Falta de tratamento especializado
Com certos medicamentos, o caminho para a adição é incrivelmente curto, por vezes bastando apenas algumas semanas de uso regular. E uma vez que a dependência se instala, é muito mais penoso quebrar o círculo vicioso do que com o álcool, alerta Lindenmeyer: "É difícil admitir que se tem um problema de narcodependência quando a droga foi receitada por um doutor."
"Pelo mesmo motivo, não temos clínicas que se ocupem especificamente da dependência medicamentosa. Os afetados são colocados na mesma categoria com outros viciados e se sentem incompreendidos. Por isso, a taxa de sucesso dos programas para romper a adição a remédios é aproximadamente 10% inferior à dos esquemas antialcoolismo", comenta o psicólogo.
Mais controle sobre os médicos?
Se as estimativas de 1,4 milhão a 1,9 milhão de dependentes estão corretas, e se é tão difícil curá-los, uma vez que já estejam presos aos fármacos legais, não deveria haver controles mais rigorosos sobre o que os médicos podem prescrever? Para Müller-Oerlinghausen, a resposta é "não".

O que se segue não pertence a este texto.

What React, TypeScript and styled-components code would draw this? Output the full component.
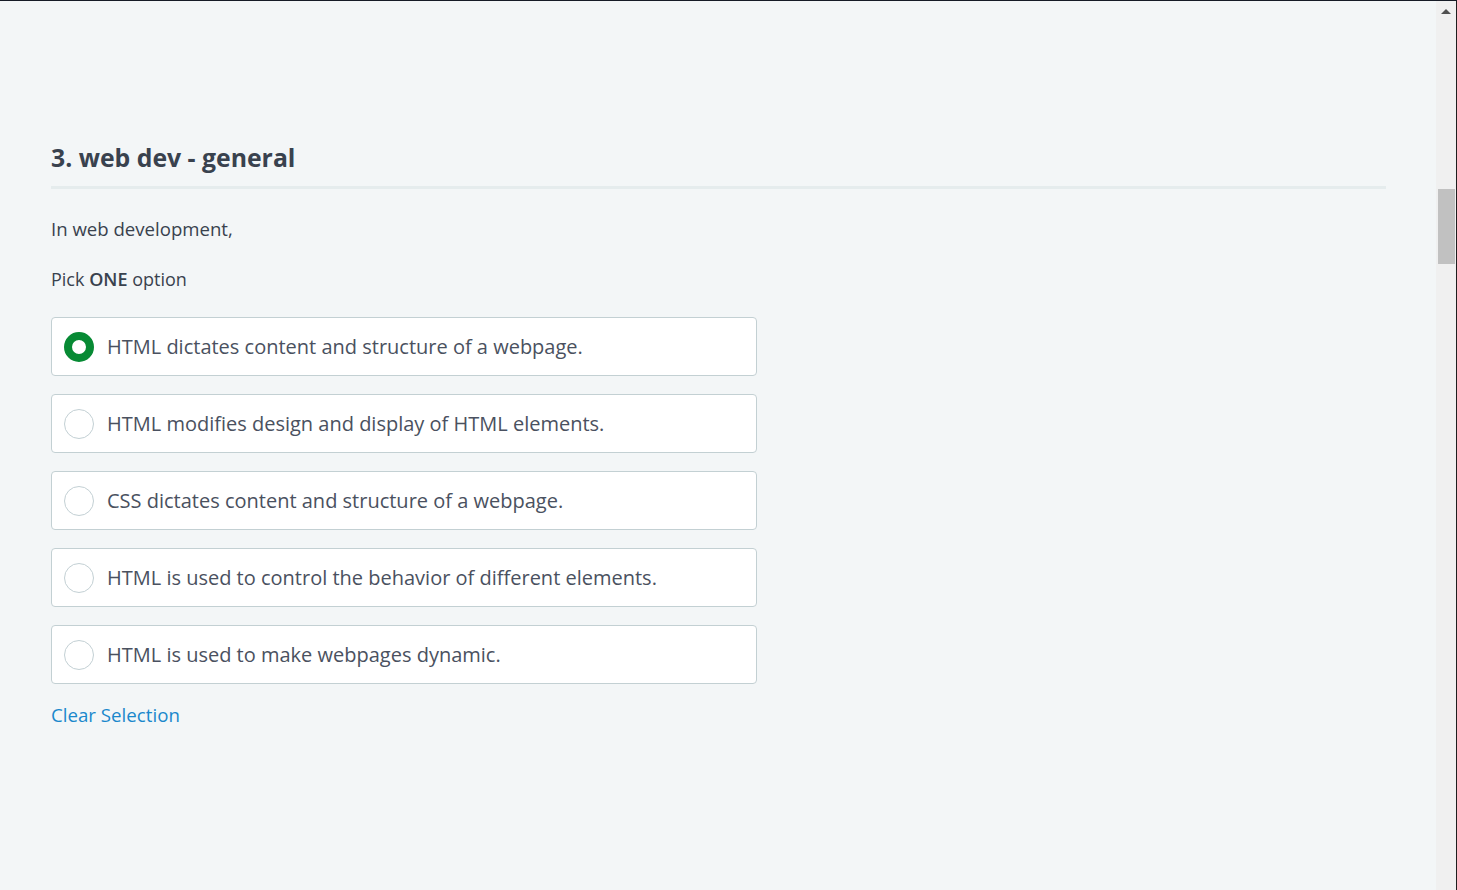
import React, { useState } from "react";
import styled, { createGlobalStyle } from "styled-components";

const Global = createGlobalStyle`
  html, body { margin: 0; padding: 0; }
  body {
    background: #f3f6f7;
    font-family: "Open Sans", "Liberation Sans", sans-serif;
    overflow: hidden;
  }
  * { box-sizing: border-box; }
`;

const Frame = styled.div`
  width: 1457px;
  height: 890px;
  display: flex;
  border-top: 1px solid #161b26;
  background: #f3f6f7;
`;

const Main = styled.main`
  flex: 1;
  padding: 139px 50px 0 51px;
  color: #39424e;
`;

const Heading = styled.h2`
  margin: 0;
  font-size: 24.8px;
  font-weight: 700;
  line-height: 34px;
  color: #39424e;
  padding-bottom: 12px;
  border-bottom: 3px solid #e5eced;
`;

const Para = styled.p<{ $top: number; $size: number }>`
  margin: ${(p) => p.$top}px 0 0;
  font-size: ${(p) => p.$size}px;
  line-height: 25px;
  color: #39424e;
  strong { font-weight: 600; }
`;

const Options = styled.div`
  margin-top: 25px;
  width: 706px;
  display: flex;
  flex-direction: column;
  gap: 18px;
`;

const Option = styled.label`
  height: 59px;
  display: flex;
  align-items: center;
  gap: 13px;
  padding: 0 12px;
  background: #ffffff;
  border: 1px solid #c3d0d3;
  border-radius: 4px;
  cursor: pointer;
`;

const Radio = styled.span<{ $checked: boolean }>`
  width: 30px;
  height: 30px;
  flex: 0 0 30px;
  border-radius: 50%;
  background: #ffffff;
  border: ${(p) => (p.$checked ? "8px solid #078a34" : "1px solid #c3d0d4")};
`;

const OptionText = styled.span`
  font-size: 20px;
  line-height: 27px;
  color: #4a5160;
`;

const ClearLink = styled.a`
  display: inline-block;
  margin-top: 18px;
  font-size: 18.7px;
  line-height: 25px;
  color: #1a88cc;
  text-decoration: none;
  cursor: pointer;
`;

const Scrollbar = styled.div`
  width: 20px;
  background: #f0f0f0;
  display: flex;
  flex-direction: column;
  align-items: center;
`;

const ArrowUp = styled.div`
  margin-top: 8px;
  width: 0;
  height: 0;
  border-left: 5px solid transparent;
  border-right: 5px solid transparent;
  border-bottom: 5px solid #505050;
`;

const Thumb = styled.div`
  margin-top: 175px;
  width: 17px;
  height: 75px;
  background: #c1c1c1;
`;

const Edge = styled.div`
  width: 1px;
  background: #1e1e1e;
`;

const OPTIONS = [
  "HTML dictates content and structure of a webpage.",
  "HTML modifies design and display of HTML elements.",
  "CSS dictates content and structure of a webpage.",
  "HTML is used to control the behavior of different elements.",
  "HTML is used to make webpages dynamic.",
];

export default function App() {
  const [selected, setSelected] = useState<number | null>(0);
  return (
    <>
      <Global />
      <Frame>
        <Main>
          <Heading>3. web dev - general</Heading>
          <Para $top={27} $size={18.6}>In web development,</Para>
          <Para $top={26} $size={18}>
            Pick <strong>ONE</strong> option
          </Para>
          <Options>
            {OPTIONS.map((o, i) => (
              <Option key={i} onClick={() => setSelected(i)}>
                <Radio $checked={selected === i} />
                <OptionText>{o}</OptionText>
              </Option>
            ))}
          </Options>
          <ClearLink onClick={() => setSelected(null)}>Clear Selection</ClearLink>
        </Main>
        <Scrollbar>
          <ArrowUp />
          <Thumb />
        </Scrollbar>
        <Edge />
      </Frame>
    </>
  );
}
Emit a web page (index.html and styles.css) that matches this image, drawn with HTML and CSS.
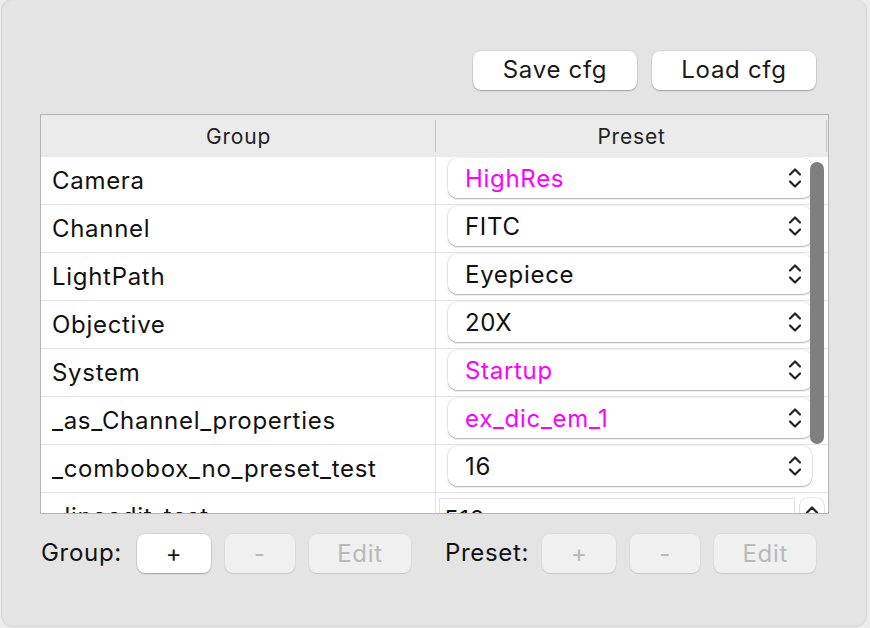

Ele acredita que o caminho para combater o consumo compulsivo é continuar treinando os médicos e informando o público sobre os perigos dos tranqüilizantes:
"Ao logo dos últimos 10 a 20 anos, os profissionais alemães aprenderam como empregar essas substâncias de forma restritiva, evitando o vício. Existem diretrizes claras, e o relatório anual sobre remédios prescritos prova que o número de tranqüilizantes distribuídos pelos médicos se reduz a cada ano", afirma o especialista da Comissão de Medicamentos.
Entretanto, segundo Mohn, do DHS, nos últimos anos não houve alteração significativa do número de pacientes com dependência medicamentosa, e o consumo de drogas legais continua sendo fonte de preocupação.
Alguns pacientes usam o truque de pedir várias receitas a médicos diferentes, e como a Alemanha tem leis rigorosas sobre a proteção de dados pessoais, é difícil detectar essa estratégia. Müller-Oerlinghausen conclui, resignado: "Simplesmente não é possível controlar os pacientes 100%".